■ **EXERCISE DESCRIPTION**
Transcribe the material word for word, but without the images.

■ **DATA SEGMENT**
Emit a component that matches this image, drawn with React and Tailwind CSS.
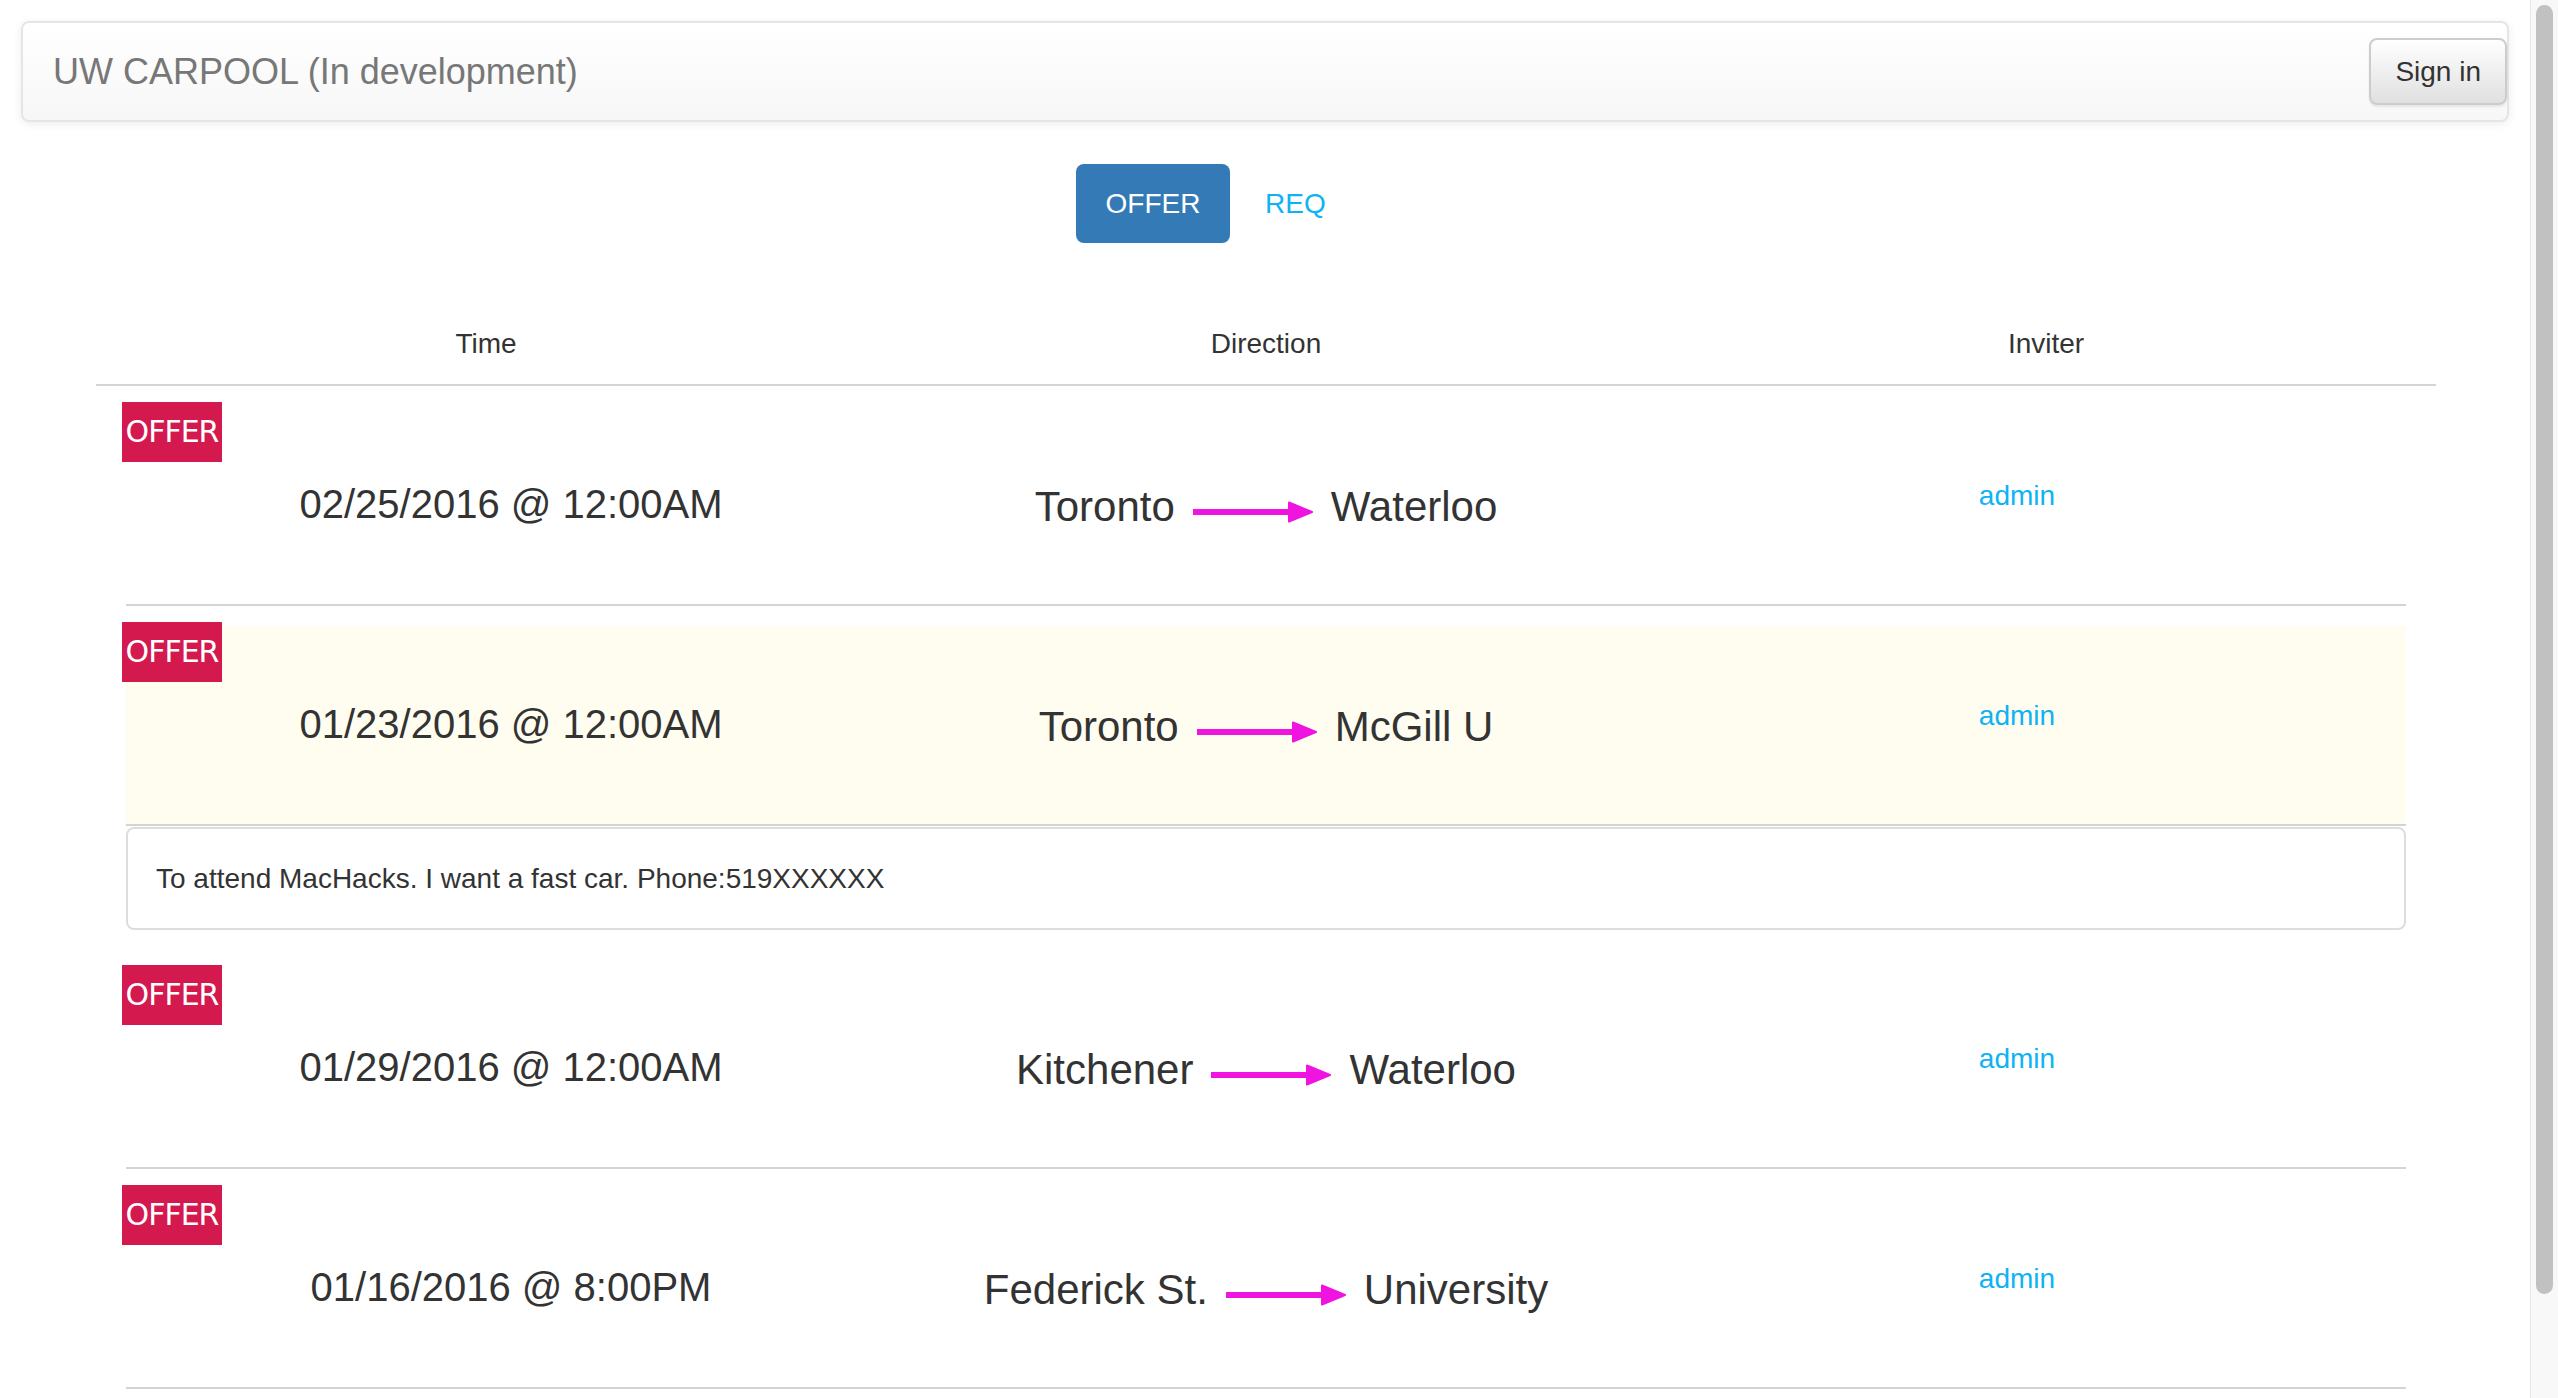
const rows = [
  { date: "02/25/2016 @ 12:00AM", from: "Toronto", to: "Waterloo", selected: false },
  {
    date: "01/23/2016 @ 12:00AM",
    from: "Toronto",
    to: "McGill U",
    selected: true,
    note: "To attend MacHacks. I want a fast car. Phone:519XXXXXX",
  },
  { date: "01/29/2016 @ 12:00AM", from: "Kitchener", to: "Waterloo", selected: false },
  { date: "01/16/2016 @ 8:00PM", from: "Federick St.", to: "University", selected: false },
];

function Arrow() {
  return (
    <svg width="120" height="22" viewBox="0 0 120 22" className="mt-[14px] mx-[18px] shrink-0">
      <rect x="0" y="8" width="100" height="6" fill="#f014e0" />
      <path d="M96 1.5 L119 11 L96 20.5 Z" fill="#f014e0" stroke="#f014e0" strokeWidth="2" strokeLinejoin="round" />
    </svg>
  );
}

function Row({ r }) {
  return (
    <div
      className={`relative mt-[20px] grid h-[200px] grid-cols-3 border-b-2 border-[#d4d4d4] ${
        r.selected ? "bg-[#fffdef]" : ""
      }`}
    >
      <div className="absolute -left-[4px] -top-[4px] flex h-[60px] w-[100px] items-center justify-center bg-[#d4194f] font-['DejaVu_Sans',sans-serif] text-[30px] leading-none tracking-[-1px] text-white">
        OFFER
      </div>
      <div className="flex items-center justify-center pl-[10px]">
        <span className="mb-[3px] text-[40px] leading-[48px] text-[#333]">{r.date}</span>
      </div>
      <div className="flex items-center justify-center">
        <span className="mt-[3px] text-[42px] leading-[50px] text-[#333]">{r.from}</span>
        <Arrow />
        <span className="mt-[3px] text-[42px] leading-[50px] text-[#333]">{r.to}</span>
      </div>
      <div className="flex items-center justify-center pr-[18px]">
        <span className="mb-[18px] text-[28px] leading-[40px] text-[#0eb3f4]">admin</span>
      </div>
    </div>
  );
}

export default function App() {
  return (
    <div className="flex h-[1398px] w-[2558px] overflow-hidden bg-white font-['Liberation_Sans',Arial,sans-serif] text-[#333]">
      <div className="flex min-w-0 flex-1 flex-col">
        <nav className="mx-[21px] mt-[21px] flex h-[101px] items-center justify-between rounded-[8px] border-2 border-[#e5e5e5] bg-linear-to-b from-white to-[#f7f7f7] pl-[30px] shadow-[0_2px_10px_rgba(0,0,0,0.075)]">
          <span className="text-[36px] leading-none text-[#777]">UW CARPOOL (In development)</span>
          <button className="h-[67px] rounded-[8px] border-2 border-[#ccc] bg-linear-to-b from-white to-[#e0e0e0] px-[24px] text-[28px] leading-none text-[#333] shadow-[0_2px_2px_rgba(0,0,0,0.075)]">
            Sign in
          </button>
        </nav>

        <div className="ml-[1076px] mt-[42px] flex items-center">
          <button className="h-[79px] w-[154px] rounded-[8px] bg-[#337ab7] text-[28px] leading-none text-white">
            OFFER
          </button>
          <span className="ml-[35px] text-[28px] leading-none text-[#0eb3f4]">REQ</span>
        </div>

        <div className="ml-[96px] mt-[81px] grid w-[2340px] grid-cols-3 border-b-2 border-[#d4d4d4] pb-[20px] text-center text-[28px] leading-[40px] text-[#333]">
          <span>Time</span>
          <span>Direction</span>
          <span>Inviter</span>
        </div>

        <div className="ml-[126px] flex w-[2280px] flex-col">
          {rows.map((r, i) => (
            <div key={i} className="flex flex-col">
              <Row r={r} />
              {r.note && (
                <div className="mb-[19px] mt-[1px] flex h-[103px] items-center rounded-[8px] border-2 border-[#dddddd] px-[28px] text-[28px] leading-[40px] text-[#333]">
                  {r.note}
                </div>
              )}
            </div>
          ))}
        </div>
      </div>

      <div className="h-full w-[28px] shrink-0 border-l border-[#e6e6e6] bg-[#f8f8f8]">
        <div className="ml-[5px] mt-[5px] h-[1289px] w-[17px] rounded-full bg-[#c1c1c1]" />
      </div>
    </div>
  );
}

■ **RESULT BELOW**
Emit a component that matches this image, drawn with React and Tailwind CSS.
const rows = [
  { date: "02/25/2016 @ 12:00AM", from: "Toronto", to: "Waterloo", selected: false },
  {
    date: "01/23/2016 @ 12:00AM",
    from: "Toronto",
    to: "McGill U",
    selected: true,
    note: "To attend MacHacks. I want a fast car. Phone:519XXXXXX",
  },
  { date: "01/29/2016 @ 12:00AM", from: "Kitchener", to: "Waterloo", selected: false },
  { date: "01/16/2016 @ 8:00PM", from: "Federick St.", to: "University", selected: false },
];

function Arrow() {
  return (
    <svg width="120" height="22" viewBox="0 0 120 22" className="mt-[14px] mx-[18px] shrink-0">
      <rect x="0" y="8" width="100" height="6" fill="#f014e0" />
      <path d="M96 1.5 L119 11 L96 20.5 Z" fill="#f014e0" stroke="#f014e0" strokeWidth="2" strokeLinejoin="round" />
    </svg>
  );
}

function Row({ r }) {
  return (
    <div
      className={`relative mt-[20px] grid h-[200px] grid-cols-3 border-b-2 border-[#d4d4d4] ${
        r.selected ? "bg-[#fffdef]" : ""
      }`}
    >
      <div className="absolute -left-[4px] -top-[4px] flex h-[60px] w-[100px] items-center justify-center bg-[#d4194f] font-['DejaVu_Sans',sans-serif] text-[30px] leading-none tracking-[-1px] text-white">
        OFFER
      </div>
      <div className="flex items-center justify-center pl-[10px]">
        <span className="mb-[3px] text-[40px] leading-[48px] text-[#333]">{r.date}</span>
      </div>
      <div className="flex items-center justify-center">
        <span className="mt-[3px] text-[42px] leading-[50px] text-[#333]">{r.from}</span>
        <Arrow />
        <span className="mt-[3px] text-[42px] leading-[50px] text-[#333]">{r.to}</span>
      </div>
      <div className="flex items-center justify-center pr-[18px]">
        <span className="mb-[18px] text-[28px] leading-[40px] text-[#0eb3f4]">admin</span>
      </div>
    </div>
  );
}

export default function App() {
  return (
    <div className="flex h-[1398px] w-[2558px] overflow-hidden bg-white font-['Liberation_Sans',Arial,sans-serif] text-[#333]">
      <div className="flex min-w-0 flex-1 flex-col">
        <nav className="mx-[21px] mt-[21px] flex h-[101px] items-center justify-between rounded-[8px] border-2 border-[#e5e5e5] bg-linear-to-b from-white to-[#f7f7f7] pl-[30px] shadow-[0_2px_10px_rgba(0,0,0,0.075)]">
          <span className="text-[36px] leading-none text-[#777]">UW CARPOOL (In development)</span>
          <button className="h-[67px] rounded-[8px] border-2 border-[#ccc] bg-linear-to-b from-white to-[#e0e0e0] px-[24px] text-[28px] leading-none text-[#333] shadow-[0_2px_2px_rgba(0,0,0,0.075)]">
            Sign in
          </button>
        </nav>

        <div className="ml-[1076px] mt-[42px] flex items-center">
          <button className="h-[79px] w-[154px] rounded-[8px] bg-[#337ab7] text-[28px] leading-none text-white">
            OFFER
          </button>
          <span className="ml-[35px] text-[28px] leading-none text-[#0eb3f4]">REQ</span>
        </div>

        <div className="ml-[96px] mt-[81px] grid w-[2340px] grid-cols-3 border-b-2 border-[#d4d4d4] pb-[20px] text-center text-[28px] leading-[40px] text-[#333]">
          <span>Time</span>
          <span>Direction</span>
          <span>Inviter</span>
        </div>

        <div className="ml-[126px] flex w-[2280px] flex-col">
          {rows.map((r, i) => (
            <div key={i} className="flex flex-col">
              <Row r={r} />
              {r.note && (
                <div className="mb-[19px] mt-[1px] flex h-[103px] items-center rounded-[8px] border-2 border-[#dddddd] px-[28px] text-[28px] leading-[40px] text-[#333]">
                  {r.note}
                </div>
              )}
            </div>
          ))}
        </div>
      </div>

      <div className="h-full w-[28px] shrink-0 border-l border-[#e6e6e6] bg-[#f8f8f8]">
        <div className="ml-[5px] mt-[5px] h-[1289px] w-[17px] rounded-full bg-[#c1c1c1]" />
      </div>
    </div>
  );
}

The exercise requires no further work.